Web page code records
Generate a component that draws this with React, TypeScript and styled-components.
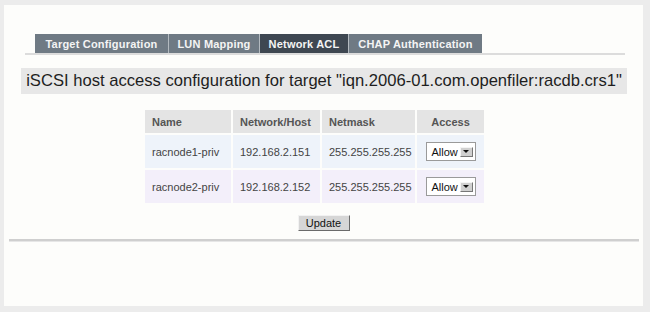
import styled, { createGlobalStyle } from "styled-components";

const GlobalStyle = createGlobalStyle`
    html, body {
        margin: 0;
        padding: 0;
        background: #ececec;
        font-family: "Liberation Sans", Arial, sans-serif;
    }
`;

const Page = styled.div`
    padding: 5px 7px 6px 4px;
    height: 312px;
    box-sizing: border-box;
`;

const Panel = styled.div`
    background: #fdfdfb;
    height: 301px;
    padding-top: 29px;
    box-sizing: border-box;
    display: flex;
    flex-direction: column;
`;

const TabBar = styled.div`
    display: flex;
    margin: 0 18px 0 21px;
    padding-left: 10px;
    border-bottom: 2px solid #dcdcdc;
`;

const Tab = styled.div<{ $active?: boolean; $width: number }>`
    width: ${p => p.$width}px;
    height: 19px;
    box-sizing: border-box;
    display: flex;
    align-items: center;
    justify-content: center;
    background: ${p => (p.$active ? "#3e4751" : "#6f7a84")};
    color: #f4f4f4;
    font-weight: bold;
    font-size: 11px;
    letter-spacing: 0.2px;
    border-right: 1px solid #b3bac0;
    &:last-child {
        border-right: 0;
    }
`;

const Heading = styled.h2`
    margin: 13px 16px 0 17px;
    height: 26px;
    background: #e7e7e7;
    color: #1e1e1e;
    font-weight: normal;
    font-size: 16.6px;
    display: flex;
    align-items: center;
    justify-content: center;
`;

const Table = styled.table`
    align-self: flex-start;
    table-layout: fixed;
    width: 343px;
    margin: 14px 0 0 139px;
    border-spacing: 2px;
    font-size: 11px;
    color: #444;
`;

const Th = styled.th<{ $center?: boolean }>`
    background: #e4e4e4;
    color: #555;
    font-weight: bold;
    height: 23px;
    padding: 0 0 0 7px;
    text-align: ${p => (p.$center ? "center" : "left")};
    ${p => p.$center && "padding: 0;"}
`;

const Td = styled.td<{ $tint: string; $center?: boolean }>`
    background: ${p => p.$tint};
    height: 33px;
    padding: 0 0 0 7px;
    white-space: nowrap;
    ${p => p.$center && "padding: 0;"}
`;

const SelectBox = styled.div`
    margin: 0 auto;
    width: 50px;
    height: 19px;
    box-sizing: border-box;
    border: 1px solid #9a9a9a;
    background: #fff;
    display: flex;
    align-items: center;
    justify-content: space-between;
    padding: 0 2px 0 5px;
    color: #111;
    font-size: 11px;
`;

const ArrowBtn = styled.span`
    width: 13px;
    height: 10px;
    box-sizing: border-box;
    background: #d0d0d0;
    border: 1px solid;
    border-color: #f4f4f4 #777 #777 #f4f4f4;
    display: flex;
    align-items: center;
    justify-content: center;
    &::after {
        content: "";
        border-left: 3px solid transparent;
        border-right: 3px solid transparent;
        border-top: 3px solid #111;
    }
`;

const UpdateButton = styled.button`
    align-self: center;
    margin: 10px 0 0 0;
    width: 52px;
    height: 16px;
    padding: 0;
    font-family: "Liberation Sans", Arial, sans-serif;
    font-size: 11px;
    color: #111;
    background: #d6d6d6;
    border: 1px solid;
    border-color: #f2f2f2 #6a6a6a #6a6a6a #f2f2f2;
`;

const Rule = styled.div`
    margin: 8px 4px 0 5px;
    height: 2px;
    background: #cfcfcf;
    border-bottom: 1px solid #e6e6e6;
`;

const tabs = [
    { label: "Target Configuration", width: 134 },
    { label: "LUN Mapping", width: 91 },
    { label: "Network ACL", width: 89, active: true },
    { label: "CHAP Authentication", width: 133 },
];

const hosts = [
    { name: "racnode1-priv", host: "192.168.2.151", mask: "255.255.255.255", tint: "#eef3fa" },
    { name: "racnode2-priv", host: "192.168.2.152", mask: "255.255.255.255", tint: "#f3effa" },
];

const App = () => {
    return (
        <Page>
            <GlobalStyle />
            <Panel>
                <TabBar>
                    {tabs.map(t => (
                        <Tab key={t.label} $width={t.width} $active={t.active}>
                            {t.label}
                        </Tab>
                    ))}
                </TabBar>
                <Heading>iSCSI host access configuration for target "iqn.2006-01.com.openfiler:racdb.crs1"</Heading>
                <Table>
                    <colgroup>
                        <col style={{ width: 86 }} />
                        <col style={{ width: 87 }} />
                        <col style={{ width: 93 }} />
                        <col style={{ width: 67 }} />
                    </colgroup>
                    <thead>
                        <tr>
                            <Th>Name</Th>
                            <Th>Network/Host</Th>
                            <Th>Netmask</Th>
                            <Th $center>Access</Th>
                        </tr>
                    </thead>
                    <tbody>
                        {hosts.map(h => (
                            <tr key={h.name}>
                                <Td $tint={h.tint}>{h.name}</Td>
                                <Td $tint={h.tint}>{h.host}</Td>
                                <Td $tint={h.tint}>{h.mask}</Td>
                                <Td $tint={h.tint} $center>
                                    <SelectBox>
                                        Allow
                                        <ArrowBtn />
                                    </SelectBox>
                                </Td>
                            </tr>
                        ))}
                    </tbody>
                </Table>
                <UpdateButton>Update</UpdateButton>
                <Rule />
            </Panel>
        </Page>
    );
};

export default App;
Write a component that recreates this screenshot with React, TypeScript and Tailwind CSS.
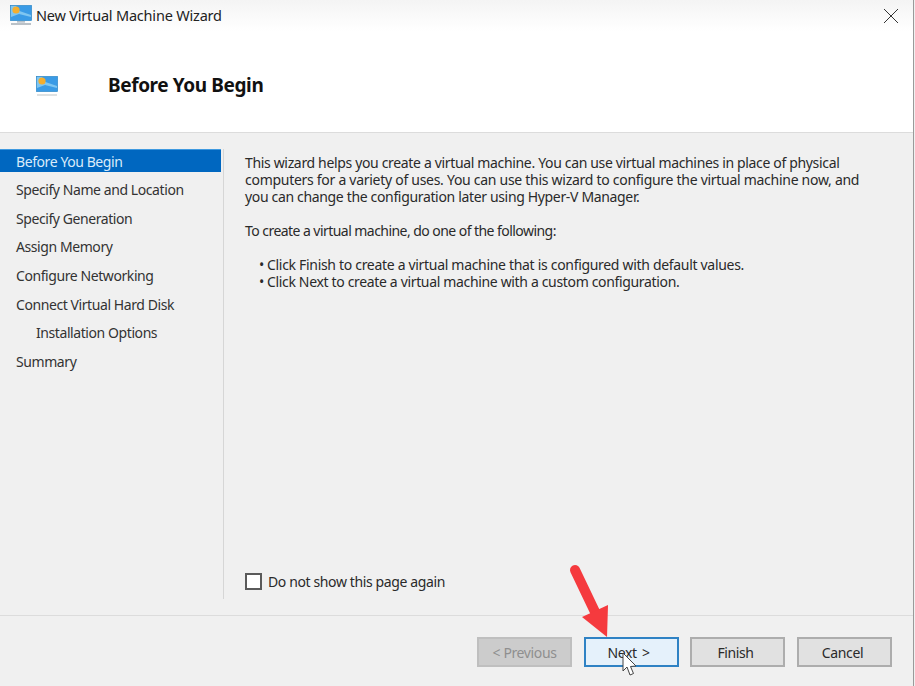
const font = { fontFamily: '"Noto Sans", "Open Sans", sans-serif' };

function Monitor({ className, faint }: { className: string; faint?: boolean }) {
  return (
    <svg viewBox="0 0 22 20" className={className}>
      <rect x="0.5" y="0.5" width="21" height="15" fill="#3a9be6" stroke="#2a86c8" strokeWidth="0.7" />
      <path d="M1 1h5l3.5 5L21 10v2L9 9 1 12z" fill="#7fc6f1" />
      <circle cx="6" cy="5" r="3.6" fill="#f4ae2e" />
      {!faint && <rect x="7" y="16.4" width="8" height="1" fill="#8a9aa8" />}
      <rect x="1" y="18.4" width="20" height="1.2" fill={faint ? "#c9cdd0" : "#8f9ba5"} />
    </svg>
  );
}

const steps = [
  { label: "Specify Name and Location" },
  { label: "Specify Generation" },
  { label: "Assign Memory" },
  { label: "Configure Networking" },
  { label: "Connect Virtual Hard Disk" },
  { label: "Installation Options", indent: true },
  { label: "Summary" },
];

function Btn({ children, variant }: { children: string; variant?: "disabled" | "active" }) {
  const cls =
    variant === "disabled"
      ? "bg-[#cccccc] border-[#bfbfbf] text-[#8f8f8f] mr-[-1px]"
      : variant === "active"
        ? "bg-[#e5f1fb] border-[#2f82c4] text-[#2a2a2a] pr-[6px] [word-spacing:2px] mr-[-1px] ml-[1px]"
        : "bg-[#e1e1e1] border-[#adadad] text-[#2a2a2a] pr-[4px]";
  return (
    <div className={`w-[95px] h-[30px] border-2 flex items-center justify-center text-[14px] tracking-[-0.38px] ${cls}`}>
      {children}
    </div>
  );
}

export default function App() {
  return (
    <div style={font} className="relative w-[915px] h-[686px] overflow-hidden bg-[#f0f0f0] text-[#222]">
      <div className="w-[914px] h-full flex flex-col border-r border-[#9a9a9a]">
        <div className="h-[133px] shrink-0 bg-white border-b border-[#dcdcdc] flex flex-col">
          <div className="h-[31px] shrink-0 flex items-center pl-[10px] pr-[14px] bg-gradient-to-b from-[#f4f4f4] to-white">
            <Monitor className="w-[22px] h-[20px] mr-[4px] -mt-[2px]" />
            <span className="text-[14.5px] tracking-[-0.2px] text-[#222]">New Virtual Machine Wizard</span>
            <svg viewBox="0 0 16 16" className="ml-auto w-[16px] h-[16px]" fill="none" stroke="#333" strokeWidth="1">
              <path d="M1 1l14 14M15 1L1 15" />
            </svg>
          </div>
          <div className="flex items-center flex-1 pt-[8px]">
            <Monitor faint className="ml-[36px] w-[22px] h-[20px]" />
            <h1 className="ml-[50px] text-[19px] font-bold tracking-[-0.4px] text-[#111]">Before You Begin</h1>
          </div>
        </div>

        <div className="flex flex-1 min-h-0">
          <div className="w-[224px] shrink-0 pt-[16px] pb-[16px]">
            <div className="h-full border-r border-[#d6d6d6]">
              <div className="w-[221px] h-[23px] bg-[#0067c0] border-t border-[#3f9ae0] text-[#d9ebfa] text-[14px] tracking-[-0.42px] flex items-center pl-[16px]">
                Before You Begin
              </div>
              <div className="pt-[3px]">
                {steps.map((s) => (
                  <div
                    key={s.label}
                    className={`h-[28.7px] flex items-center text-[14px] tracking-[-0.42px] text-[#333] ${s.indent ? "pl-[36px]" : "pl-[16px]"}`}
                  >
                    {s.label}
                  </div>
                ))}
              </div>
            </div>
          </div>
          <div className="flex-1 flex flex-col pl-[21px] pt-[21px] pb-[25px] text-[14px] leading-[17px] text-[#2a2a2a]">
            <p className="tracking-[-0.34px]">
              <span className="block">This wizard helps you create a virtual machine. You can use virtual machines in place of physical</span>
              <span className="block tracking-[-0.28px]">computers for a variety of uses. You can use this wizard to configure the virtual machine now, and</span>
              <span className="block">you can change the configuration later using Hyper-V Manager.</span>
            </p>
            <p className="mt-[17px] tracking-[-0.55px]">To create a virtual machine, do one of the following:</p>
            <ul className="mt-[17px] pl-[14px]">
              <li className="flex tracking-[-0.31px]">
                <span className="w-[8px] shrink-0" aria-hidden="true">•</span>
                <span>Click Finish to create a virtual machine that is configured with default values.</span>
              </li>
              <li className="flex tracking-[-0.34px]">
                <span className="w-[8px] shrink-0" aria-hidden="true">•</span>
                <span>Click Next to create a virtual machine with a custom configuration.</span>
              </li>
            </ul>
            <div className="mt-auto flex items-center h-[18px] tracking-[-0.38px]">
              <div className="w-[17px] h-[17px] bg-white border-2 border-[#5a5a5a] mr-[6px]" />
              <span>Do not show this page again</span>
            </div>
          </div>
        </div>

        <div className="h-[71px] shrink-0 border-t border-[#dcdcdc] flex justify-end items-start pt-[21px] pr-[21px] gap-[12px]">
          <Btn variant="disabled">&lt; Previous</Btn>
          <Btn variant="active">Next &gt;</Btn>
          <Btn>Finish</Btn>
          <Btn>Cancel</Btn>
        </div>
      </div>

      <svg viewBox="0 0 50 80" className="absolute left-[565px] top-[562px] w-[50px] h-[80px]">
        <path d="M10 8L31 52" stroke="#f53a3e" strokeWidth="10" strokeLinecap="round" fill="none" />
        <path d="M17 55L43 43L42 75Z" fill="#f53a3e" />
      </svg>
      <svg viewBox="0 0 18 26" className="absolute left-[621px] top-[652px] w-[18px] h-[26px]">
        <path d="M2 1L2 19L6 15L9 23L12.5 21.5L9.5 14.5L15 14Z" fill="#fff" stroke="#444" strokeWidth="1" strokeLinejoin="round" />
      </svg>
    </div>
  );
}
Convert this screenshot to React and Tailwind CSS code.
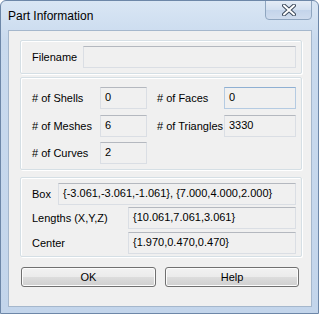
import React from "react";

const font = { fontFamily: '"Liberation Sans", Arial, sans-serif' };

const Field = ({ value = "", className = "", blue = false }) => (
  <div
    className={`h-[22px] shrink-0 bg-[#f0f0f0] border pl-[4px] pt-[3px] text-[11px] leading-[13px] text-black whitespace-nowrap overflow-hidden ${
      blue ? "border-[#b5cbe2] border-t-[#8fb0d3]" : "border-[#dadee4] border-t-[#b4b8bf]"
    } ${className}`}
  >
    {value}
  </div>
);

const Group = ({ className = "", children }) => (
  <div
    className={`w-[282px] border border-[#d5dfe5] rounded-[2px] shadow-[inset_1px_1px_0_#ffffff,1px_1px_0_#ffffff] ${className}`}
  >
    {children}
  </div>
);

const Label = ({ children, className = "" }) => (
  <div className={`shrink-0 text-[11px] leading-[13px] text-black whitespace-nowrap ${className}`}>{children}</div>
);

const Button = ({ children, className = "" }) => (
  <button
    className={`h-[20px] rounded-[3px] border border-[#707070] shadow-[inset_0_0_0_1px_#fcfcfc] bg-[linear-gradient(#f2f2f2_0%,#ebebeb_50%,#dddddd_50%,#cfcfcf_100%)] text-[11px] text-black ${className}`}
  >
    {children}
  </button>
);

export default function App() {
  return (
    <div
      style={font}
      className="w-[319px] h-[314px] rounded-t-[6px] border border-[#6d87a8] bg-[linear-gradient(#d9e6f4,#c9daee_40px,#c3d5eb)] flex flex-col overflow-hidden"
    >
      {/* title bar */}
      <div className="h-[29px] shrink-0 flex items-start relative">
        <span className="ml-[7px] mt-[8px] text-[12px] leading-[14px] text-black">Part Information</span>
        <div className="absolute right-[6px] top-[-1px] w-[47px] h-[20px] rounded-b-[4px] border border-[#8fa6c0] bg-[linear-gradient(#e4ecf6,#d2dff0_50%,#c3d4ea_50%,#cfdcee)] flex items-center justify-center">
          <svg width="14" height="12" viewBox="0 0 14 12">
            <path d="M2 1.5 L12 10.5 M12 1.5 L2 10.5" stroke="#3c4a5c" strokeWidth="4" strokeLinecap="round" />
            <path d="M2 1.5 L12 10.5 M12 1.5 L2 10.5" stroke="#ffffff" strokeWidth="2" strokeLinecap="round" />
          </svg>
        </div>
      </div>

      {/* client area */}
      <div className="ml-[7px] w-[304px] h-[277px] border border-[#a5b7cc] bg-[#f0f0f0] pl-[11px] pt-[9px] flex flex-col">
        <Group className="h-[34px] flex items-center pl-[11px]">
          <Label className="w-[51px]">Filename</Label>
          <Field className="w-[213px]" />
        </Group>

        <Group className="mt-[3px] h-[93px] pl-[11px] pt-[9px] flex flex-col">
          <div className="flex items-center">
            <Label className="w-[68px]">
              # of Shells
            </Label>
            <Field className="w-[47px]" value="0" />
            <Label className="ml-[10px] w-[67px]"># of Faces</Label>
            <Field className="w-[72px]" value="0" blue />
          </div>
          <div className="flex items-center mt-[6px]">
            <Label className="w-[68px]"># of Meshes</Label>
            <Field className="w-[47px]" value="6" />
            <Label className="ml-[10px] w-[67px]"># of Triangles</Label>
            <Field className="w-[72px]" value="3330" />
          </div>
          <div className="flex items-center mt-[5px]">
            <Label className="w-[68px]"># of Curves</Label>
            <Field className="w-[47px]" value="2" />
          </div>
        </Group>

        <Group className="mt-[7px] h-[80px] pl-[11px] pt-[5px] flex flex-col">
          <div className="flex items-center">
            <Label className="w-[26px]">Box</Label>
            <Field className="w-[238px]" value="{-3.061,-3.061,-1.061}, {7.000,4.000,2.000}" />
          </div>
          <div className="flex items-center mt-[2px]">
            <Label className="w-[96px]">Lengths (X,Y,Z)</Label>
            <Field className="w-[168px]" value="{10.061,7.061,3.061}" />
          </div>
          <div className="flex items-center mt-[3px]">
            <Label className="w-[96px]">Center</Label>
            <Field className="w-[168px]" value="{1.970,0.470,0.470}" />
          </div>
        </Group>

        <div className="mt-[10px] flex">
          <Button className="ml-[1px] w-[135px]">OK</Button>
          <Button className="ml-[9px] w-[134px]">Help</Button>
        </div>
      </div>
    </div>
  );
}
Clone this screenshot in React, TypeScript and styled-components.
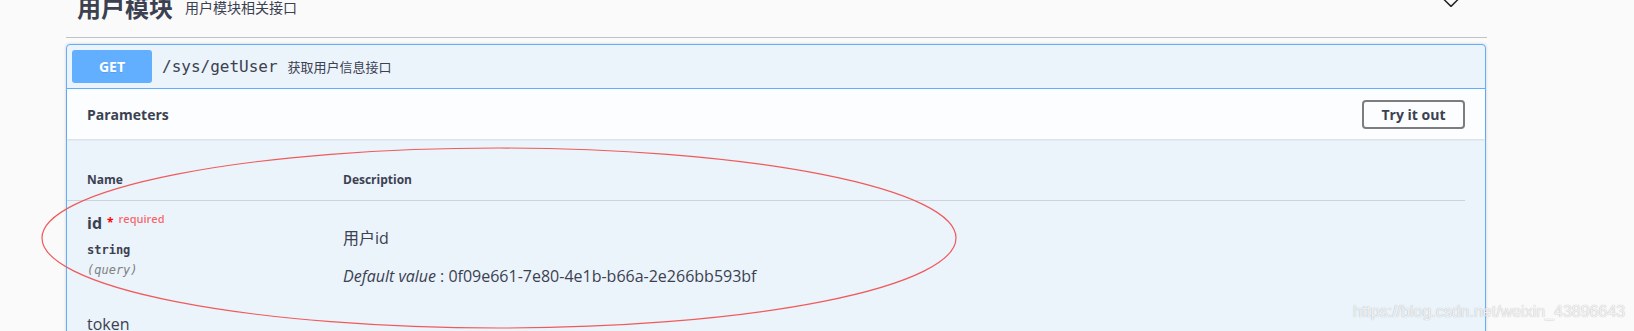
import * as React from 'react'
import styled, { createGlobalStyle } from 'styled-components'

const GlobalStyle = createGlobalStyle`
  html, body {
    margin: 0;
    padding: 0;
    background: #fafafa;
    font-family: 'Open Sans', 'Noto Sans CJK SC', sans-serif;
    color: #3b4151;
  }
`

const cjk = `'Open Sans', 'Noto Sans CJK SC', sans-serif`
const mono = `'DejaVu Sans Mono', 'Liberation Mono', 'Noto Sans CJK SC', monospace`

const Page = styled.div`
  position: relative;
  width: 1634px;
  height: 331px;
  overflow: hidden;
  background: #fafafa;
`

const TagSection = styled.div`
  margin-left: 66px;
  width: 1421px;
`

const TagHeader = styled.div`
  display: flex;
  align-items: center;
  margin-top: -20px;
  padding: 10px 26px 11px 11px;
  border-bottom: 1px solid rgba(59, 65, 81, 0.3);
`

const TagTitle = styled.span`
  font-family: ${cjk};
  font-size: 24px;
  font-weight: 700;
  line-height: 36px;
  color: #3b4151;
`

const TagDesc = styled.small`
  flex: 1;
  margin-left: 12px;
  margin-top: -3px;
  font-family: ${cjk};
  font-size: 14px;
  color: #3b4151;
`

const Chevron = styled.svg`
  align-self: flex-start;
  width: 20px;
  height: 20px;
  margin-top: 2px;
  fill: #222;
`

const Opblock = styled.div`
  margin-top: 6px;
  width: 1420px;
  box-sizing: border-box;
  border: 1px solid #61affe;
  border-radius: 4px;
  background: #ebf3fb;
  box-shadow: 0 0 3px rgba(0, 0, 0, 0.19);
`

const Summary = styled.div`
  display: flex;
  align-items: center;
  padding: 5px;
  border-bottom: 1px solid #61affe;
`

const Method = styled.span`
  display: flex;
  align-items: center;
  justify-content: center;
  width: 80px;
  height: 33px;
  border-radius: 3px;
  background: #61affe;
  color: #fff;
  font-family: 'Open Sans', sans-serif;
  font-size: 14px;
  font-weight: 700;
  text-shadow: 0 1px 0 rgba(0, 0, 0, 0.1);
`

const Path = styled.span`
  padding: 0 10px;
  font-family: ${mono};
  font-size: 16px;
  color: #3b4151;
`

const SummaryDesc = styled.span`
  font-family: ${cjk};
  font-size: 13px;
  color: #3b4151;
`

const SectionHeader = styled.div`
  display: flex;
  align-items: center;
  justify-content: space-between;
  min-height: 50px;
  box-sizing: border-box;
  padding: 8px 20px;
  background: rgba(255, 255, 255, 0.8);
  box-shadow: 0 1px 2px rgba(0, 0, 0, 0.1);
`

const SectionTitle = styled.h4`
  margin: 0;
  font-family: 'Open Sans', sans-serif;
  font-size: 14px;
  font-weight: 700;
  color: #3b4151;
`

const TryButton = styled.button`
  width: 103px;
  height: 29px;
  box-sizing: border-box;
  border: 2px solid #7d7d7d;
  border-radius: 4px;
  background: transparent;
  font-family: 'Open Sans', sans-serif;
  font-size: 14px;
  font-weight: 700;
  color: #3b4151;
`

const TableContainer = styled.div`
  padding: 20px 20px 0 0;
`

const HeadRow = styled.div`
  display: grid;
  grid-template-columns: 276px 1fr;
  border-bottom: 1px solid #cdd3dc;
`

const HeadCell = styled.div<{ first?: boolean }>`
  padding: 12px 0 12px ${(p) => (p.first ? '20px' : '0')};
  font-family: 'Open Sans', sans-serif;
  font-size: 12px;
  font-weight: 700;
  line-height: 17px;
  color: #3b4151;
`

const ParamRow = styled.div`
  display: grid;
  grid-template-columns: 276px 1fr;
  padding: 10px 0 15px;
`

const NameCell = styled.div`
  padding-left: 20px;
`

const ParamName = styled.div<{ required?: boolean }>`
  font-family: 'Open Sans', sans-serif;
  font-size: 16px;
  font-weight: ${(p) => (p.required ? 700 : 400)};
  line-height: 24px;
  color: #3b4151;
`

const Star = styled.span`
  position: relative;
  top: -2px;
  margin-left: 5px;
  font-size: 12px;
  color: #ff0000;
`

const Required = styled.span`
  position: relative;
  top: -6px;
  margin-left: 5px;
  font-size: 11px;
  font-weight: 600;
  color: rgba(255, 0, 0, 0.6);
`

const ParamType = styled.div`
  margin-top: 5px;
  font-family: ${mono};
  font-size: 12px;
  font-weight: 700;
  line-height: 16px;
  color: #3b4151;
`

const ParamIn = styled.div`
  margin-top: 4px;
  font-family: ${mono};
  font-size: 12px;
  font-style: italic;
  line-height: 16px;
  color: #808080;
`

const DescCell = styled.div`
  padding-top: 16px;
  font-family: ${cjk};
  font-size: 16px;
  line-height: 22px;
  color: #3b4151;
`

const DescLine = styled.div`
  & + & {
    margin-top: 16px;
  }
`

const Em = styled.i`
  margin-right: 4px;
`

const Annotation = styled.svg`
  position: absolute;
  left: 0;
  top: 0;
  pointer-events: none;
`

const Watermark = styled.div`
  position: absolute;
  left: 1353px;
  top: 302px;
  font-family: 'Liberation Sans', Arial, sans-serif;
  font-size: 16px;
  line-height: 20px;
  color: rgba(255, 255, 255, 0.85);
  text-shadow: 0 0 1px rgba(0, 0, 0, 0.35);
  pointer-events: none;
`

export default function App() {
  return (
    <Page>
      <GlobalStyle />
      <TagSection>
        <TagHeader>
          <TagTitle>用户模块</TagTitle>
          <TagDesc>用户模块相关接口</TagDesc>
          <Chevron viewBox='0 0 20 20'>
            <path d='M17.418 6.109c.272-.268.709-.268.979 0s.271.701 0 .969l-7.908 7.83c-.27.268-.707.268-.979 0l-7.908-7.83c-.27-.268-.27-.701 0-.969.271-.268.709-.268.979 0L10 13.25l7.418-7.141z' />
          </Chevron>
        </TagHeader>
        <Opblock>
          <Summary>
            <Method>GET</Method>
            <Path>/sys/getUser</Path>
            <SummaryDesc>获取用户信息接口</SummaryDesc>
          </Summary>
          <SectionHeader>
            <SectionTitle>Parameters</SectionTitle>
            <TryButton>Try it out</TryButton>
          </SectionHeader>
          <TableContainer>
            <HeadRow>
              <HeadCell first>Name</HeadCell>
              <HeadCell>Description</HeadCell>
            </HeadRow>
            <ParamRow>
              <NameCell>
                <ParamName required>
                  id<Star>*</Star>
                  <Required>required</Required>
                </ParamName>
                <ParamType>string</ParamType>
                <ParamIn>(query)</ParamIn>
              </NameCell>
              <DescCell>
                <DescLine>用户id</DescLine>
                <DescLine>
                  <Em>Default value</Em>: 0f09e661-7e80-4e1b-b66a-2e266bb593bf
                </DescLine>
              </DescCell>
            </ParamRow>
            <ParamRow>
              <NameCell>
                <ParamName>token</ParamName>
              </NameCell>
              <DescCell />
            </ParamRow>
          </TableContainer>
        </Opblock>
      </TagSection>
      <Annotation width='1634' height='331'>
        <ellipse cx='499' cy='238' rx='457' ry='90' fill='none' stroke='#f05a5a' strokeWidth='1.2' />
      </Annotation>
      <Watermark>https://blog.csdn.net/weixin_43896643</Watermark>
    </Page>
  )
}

= Problem statement =
Looking at the material above, count the lines that hold "with" and give the total alone.

= The result =
4